The commission stated that these efforts “aim to enhance transparency and further solidify the rules-based regulatory regime governing the Colombo Port City Special Economic Zone”.
The reforms, which significantly reduce tax holidays and raise investment thresholds, are aligned with Sri Lanka’s commitments under its International Monetary Fund (IMF) programme.
The new regulations, gazetted on September 20, 2025, replaced a previous, more liberal framework that expired in August 2025. This policy shift marks a pivotal new chapter aimed at balancing robust investment promotion with the nation’s fiscal consolidation goals.
This recalibration is designed to overcome historical project challenges that had previously impacted investor sentiment and the pace of development. In response, the government has taken decisive action, guided by technical insights from the IMF, to resolve legacy issues and align the project with international standards.
Under the new rules, the sweeping 25-year tax holidays previously offered have been eliminated. Instead, incentives are now tied to stricter, tiered investment categories for “Primary Businesses of Strategic Importance” (BSI).
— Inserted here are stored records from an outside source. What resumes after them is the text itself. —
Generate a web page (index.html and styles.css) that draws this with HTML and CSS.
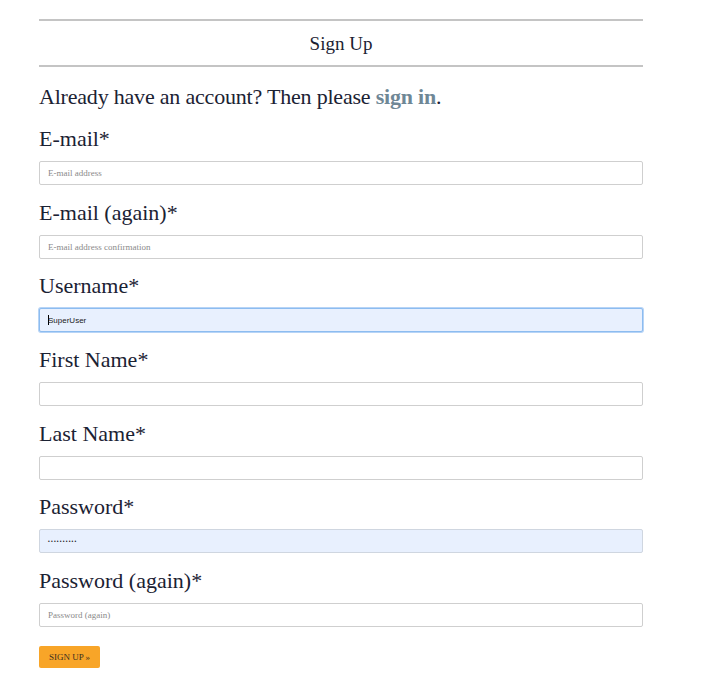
FILE: index.html
```html
<!DOCTYPE html>
<html>
<head>
<meta charset="utf-8">
<link rel="stylesheet" href="styles.css">
</head>
<body>
<main class="page">
  <h1 class="title">Sign Up</h1>
  <p class="intro">Already have an account? Then please <a href="#" class="link">sign in</a>.</p>
  <form class="form">
    <div class="field">
      <label class="label">E-mail*</label>
      <input class="input" type="text" placeholder="E-mail address">
    </div>
    <div class="field">
      <label class="label">E-mail (again)*</label>
      <input class="input" type="text" placeholder="E-mail address confirmation">
    </div>
    <div class="field">
      <label class="label">Username*</label>
      <div class="input input-focus"><span class="caret"></span>SuperUser</div>
    </div>
    <div class="field">
      <label class="label">First Name*</label>
      <input class="input" type="text">
    </div>
    <div class="field">
      <label class="label">Last Name*</label>
      <input class="input" type="text">
    </div>
    <div class="field">
      <label class="label">Password*</label>
      <div class="input input-auto"><span class="dots">••••••••••</span></div>
    </div>
    <div class="field">
      <label class="label">Password (again)*</label>
      <input class="input" type="password" placeholder="Password (again)">
    </div>
    <button class="btn" type="button">SIGN UP »</button>
  </form>
</main>
</body>
</html>
```
FILE: styles.css
```css
* { box-sizing: border-box; }
html, body { margin: 0; padding: 0; background: #fff; }
body {
  font-family: "Liberation Serif", "Times New Roman", serif;
  color: #1b2233;
}
.page {
  width: 604px;
  margin-left: 39px;
  padding-top: 19px;
}
.title {
  margin: 0;
  border-top: 2px solid #c4c4c4;
  border-bottom: 2px solid #c4c4c4;
  height: 48px;
  line-height: 46px;
  text-align: center;
  font-size: 19px;
  font-weight: normal;
}
.intro {
  margin: 10px 0 0 0;
  font-size: 22px;
  line-height: 40px;
  height: 40px;
  letter-spacing: -0.2px;
}
.link {
  color: #6f8796;
  font-weight: bold;
  text-decoration: none;
}
.form { display: flex; flex-direction: column; }
.field {
  display: flex;
  flex-direction: column;
  padding-top: 6px;
}
.field + .field { padding-top: 5.7px; }
.label {
  font-size: 22px;
  line-height: 32px;
  height: 32px;
  margin-bottom: 6px;
}
.input {
  display: flex;
  align-items: center;
  width: 604px;
  height: 24px;
  border: 1px solid #cfcfcf;
  border-radius: 2px;
  padding: 0 8px;
  font-family: "Liberation Serif", serif;
  font-size: 9px;
  color: #333;
  background: #fff;
  margin: 0 0 6px 0;
  outline: none;
}
.input::placeholder { color: #8a8a8a; }
.input-focus {
  background: #e8f0fe;
  border-color: #8cbcf0;
  box-shadow: 0 0 0 1px #b7d4f6;
  font-family: "Liberation Sans", Arial, sans-serif;
  font-size: 8px;
  color: #222;
}
.caret {
  display: inline-block;
  width: 1px;
  height: 10px;
  background: #000;
  margin-right: -1px;
}
.input-auto {
  background: #e8f0fe;
  border-color: #cfd6e0;
}
.dots {
  font-family: "Liberation Sans", sans-serif;
  font-size: 5px;
  letter-spacing: 1.2px;
  color: #222;
}
.btn {
  align-self: flex-start;
  margin-top: 13px;
  width: 61px;
  height: 22px;
  border: none;
  border-radius: 2px;
  background: #f8a528;
  color: #3b3020;
  font-family: "Liberation Serif", serif;
  font-size: 9px;
  padding: 0;
}
```
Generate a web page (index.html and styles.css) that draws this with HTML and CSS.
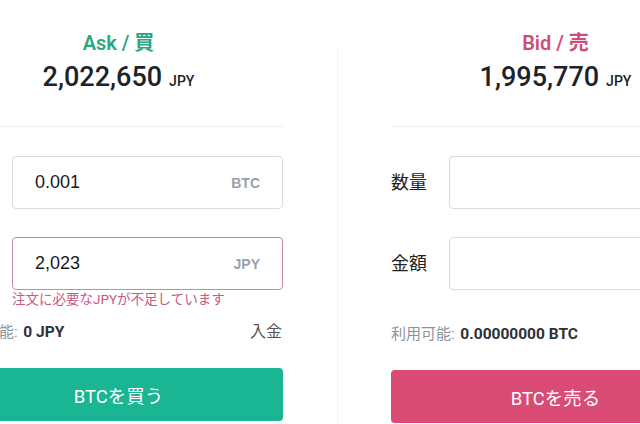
FILE: index.html
```html
<!DOCTYPE html>
<html lang="ja">
<head>
<meta charset="utf-8">
<link rel="stylesheet" href="styles.css">
</head>
<body>
<div class="wrap">
  <section class="col">
    <div class="head">
      <div class="title ask">Ask / 買</div>
      <div class="price">2,022,650<span class="cur">JPY</span></div>
    </div>
    <div class="form">
      <div class="row">
        <span class="label">数量</span>
        <div class="field"><span class="val">0.001</span><span class="unit">BTC</span></div>
      </div>
      <div class="row row2">
        <span class="label">金額</span>
        <div class="field error"><span class="val">2,023</span><span class="unit">JPY</span></div>
      </div>
      <div class="err">注文に必要なJPYが不足しています</div>
      <div class="avail avail-buy"><span><span class="avail-label">利用可能: </span><b>0 JPY</b></span><span class="deposit">入金</span></div>
      <button class="btn buy">BTCを買う</button>
    </div>
  </section>
  <div class="gutter"><div class="gutter-line"></div></div>
  <section class="col">
    <div class="head">
      <div class="title bid">Bid / 売</div>
      <div class="price">1,995,770<span class="cur">JPY</span></div>
    </div>
    <div class="form">
      <div class="row">
        <span class="label">数量</span>
        <div class="field"><span class="val"></span><span class="unit"></span></div>
      </div>
      <div class="row row2">
        <span class="label">金額</span>
        <div class="field"><span class="val"></span><span class="unit"></span></div>
      </div>
      <div class="avail avail-sell"><span><span class="avail-label">利用可能: </span><b>0.00000000 BTC</b></span></div>
      <button class="btn sell">BTCを売る</button>
    </div>
  </section>
</div>
</body>
</html>
```

FILE: styles.css
```css
html, body {
  margin: 0;
  padding: 0;
  background: #fff;
}
body {
  width: 640px;
  height: 424px;
  overflow: hidden;
  font-family: Roboto, "Noto Sans CJK JP", sans-serif;
  color: #1f2530;
}
.wrap {
  display: flex;
  margin-left: -46px;
  width: 900px;
}
.col {
  width: 329px;
  flex: none;
}
.gutter {
  width: 108px;
  flex: none;
  display: flex;
  justify-content: center;
  padding-top: 50px;
  height: 424px;
  box-sizing: border-box;
}
.gutter-line {
  border-left: 1px dotted #e6e6e6;
  height: 100%;
}
.head {
  text-align: center;
  padding-top: 30px;
  height: 127px;
  box-sizing: border-box;
  border-bottom: 1px solid #efefef;
}
.title {
  font-size: 20px;
  font-weight: 600;
  line-height: 26px;
}
.title.ask { color: #2aa882; }
.title.bid { color: #cf4c7d; }
.price {
  margin-top: 4px;
  font-size: 27px;
  font-weight: 500;
  line-height: 34px;
  color: #1d222b;
}
.cur {
  font-size: 14px;
  font-weight: 500;
  margin-left: 7px;
}
.form {
  padding-top: 29px;
}
.row {
  display: flex;
  align-items: center;
}
.row2 {
  margin-top: 28px;
}
.label {
  width: 58px;
  flex: none;
  font-size: 18px;
  color: #222;
  line-height: 22px;
}
.field {
  flex: 1;
  height: 53px;
  box-sizing: border-box;
  border: 1px solid #dcdcdc;
  border-radius: 4px;
  display: flex;
  align-items: center;
  justify-content: space-between;
  padding: 0 22px 0 22px;
  font-family: "Liberation Sans", Arial, sans-serif;
}
.field.error {
  border-color: #c98a9d;
}
.val {
  font-size: 18px;
  color: #1a1a1a;
}
.unit {
  font-size: 14px;
  font-weight: 700;
  color: #9ba1aa;
}
.err {
  margin-left: 58px;
  font-size: 13.5px;
  line-height: 18px;
  color: #c75a82;
}
.avail {
  display: flex;
  justify-content: space-between;
  align-items: center;
  font-size: 15px;
  line-height: 20px;
}
.avail-buy { margin-top: 14px; }
.avail-sell { margin-top: 34px; }
.avail-label {
  color: #8b93a0;
}
.avail b {
  color: #2c3038;
  font-weight: 700;
  font-size: 15.5px;
  margin-left: 2px;
}
.deposit {
  font-size: 16px;
  color: #555;
  margin-right: 1px;
}
.btn {
  display: block;
  width: 100%;
  height: 53px;
  margin-top: 26px;
  border: none;
  border-radius: 4px;
  color: #fff;
  font-family: Roboto, "Noto Sans CJK JP", sans-serif;
  font-size: 18.5px;
  padding: 0;
}
.btn.buy { background: #1ab593; }
.btn.sell { background: #d94a75; }
```
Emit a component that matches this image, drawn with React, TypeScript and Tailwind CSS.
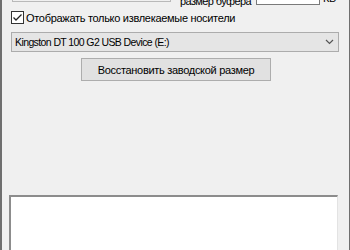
export default function App() {
  return (
    <div className="w-[350px] h-[250px] overflow-hidden bg-[#f0f0f0] border-l-2 border-r border-[#6f6f6f] text-[11px] tracking-[-0.3px] text-black whitespace-nowrap font-['Liberation_Sans',Arial,sans-serif]">
      {/* top row, cut off by the window edge */}
      <div className="flex items-start h-[26px] -mt-[20px]">
        <div className="shrink-0 ml-[10px] w-[159px] h-[22px] border border-[#b9b9b9] bg-[#f0f0f0]" />
        <div className="shrink-0 ml-[9px] mt-[14px] leading-[14px] w-[76px] tracking-[-0.6px]">размер буфера</div>
        <div className="shrink-0 mt-[4px] w-[64px] h-[21px] border border-[#7a7a7a] bg-white" />
        <div className="shrink-0 ml-[3px] mt-[11px] leading-[14px]">КБ</div>
      </div>

      <label className="flex items-center mt-[5px] ml-[9px] h-[13px]">
        <span className="shrink-0 w-[13px] h-[13px] border border-[#333333] bg-white flex items-center justify-center">
          <svg width="11" height="11" viewBox="0 0 11 11">
            <path d="M1.5 5.5 L4 8 L9.5 2.5" fill="none" stroke="#222" strokeWidth="1.3" />
          </svg>
        </span>
        <span className="ml-[2px] leading-[14px]">Отображать только извлекаемые носители</span>
      </label>

      <div className="mt-[8px] mx-[9px] w-[328px] h-[20px] border border-[#acacac] bg-[#e5e5e5] flex items-center justify-between pl-[3px] pr-[4px]">
        <span className="leading-[14px] text-[10.5px] tracking-[-0.6px]">Kingston DT 100 G2 USB Device (E:)</span>
        <svg width="9" height="6" viewBox="0 0 9 6">
          <path d="M1 1 L4.5 4.5 L8 1" fill="none" stroke="#555" strokeWidth="1.2" />
        </svg>
      </div>

      <div className="flex mt-[6px] ml-[79px]">
        <button className="w-[190px] h-[23px] border border-[#adadad] bg-[#e1e1e1] leading-[14px]">
          Восстановить заводской размер
        </button>
      </div>

      <div className="mt-[114px] ml-[7px] w-[329px] h-[60px] bg-white border-t-2 border-l-2 border-t-[#8c8c8c] border-l-[#8c8c8c] border-r border-r-[#e3e3e3]" />
    </div>
  );
}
The revised incentive structure introduces several key changes. The maximum corporate income tax holiday has been reduced from 25 years to 15 years, with a new tiered system offering an 8 to 15-year tax holiday based on meeting minimum investment and employment criteria, starting at US$ 25 million and 100 jobs, and going up to US$ 1 billion and 300 jobs. Furthermore, benefits for Secondary BSIs, which do not meet the primary criteria, have been significantly curtailed. Instead of a lengthy tax holiday, these businesses are now eligible for a concessionary corporate tax rate of 7.5 percent for only four years, after which standard tax laws will apply. Finally, the new regulations no longer include exemptions from Value Added Tax (VAT), which were a feature of the previous framework.
These reforms are directly in line with Sri Lanka’s commitments under IMF’s Extended Fund Facility (EFF) arrangement, which include reducing revenue leakages, strengthening anti-corruption safeguards, and rigorously evaluating tax incentives. In its July 2025 Country Report, the IMF noted that Sri Lanka’s performance under the programme has been “generally strong” and acknowledged that steps were underway to amend the CPCEC Act to introduce transparent and time-bound eligibility criteria.
Despite the tighter regulations, the CPCEC highlighted continued growth and investor interest in the project. By the end of March 2025, the Commission had licensed 83 Authorized Persons, These entities employed over 2,900 staff and operated across 45,000 square metres of office space in and around Colombo, with total capital expenditure reaching US$ 134 million. By July 2025, the number of licensed APs had grown to approximately 140—including four Primary BSIs—expected to invest US$ 1.3 billion to develop 81,000 square metres of land, which will encompass 323,000 square metres of residential, retail, and commercial spaces.
The CPCEC, which functions as the single-window authority for the Port City, stated it remains resolute in delivering its mandate. With these reforms, the commission is positioning the Colombo Port City as a resilient and competitive hub poised to become a globally recognized destination for strategic investment and innovation in South Asia.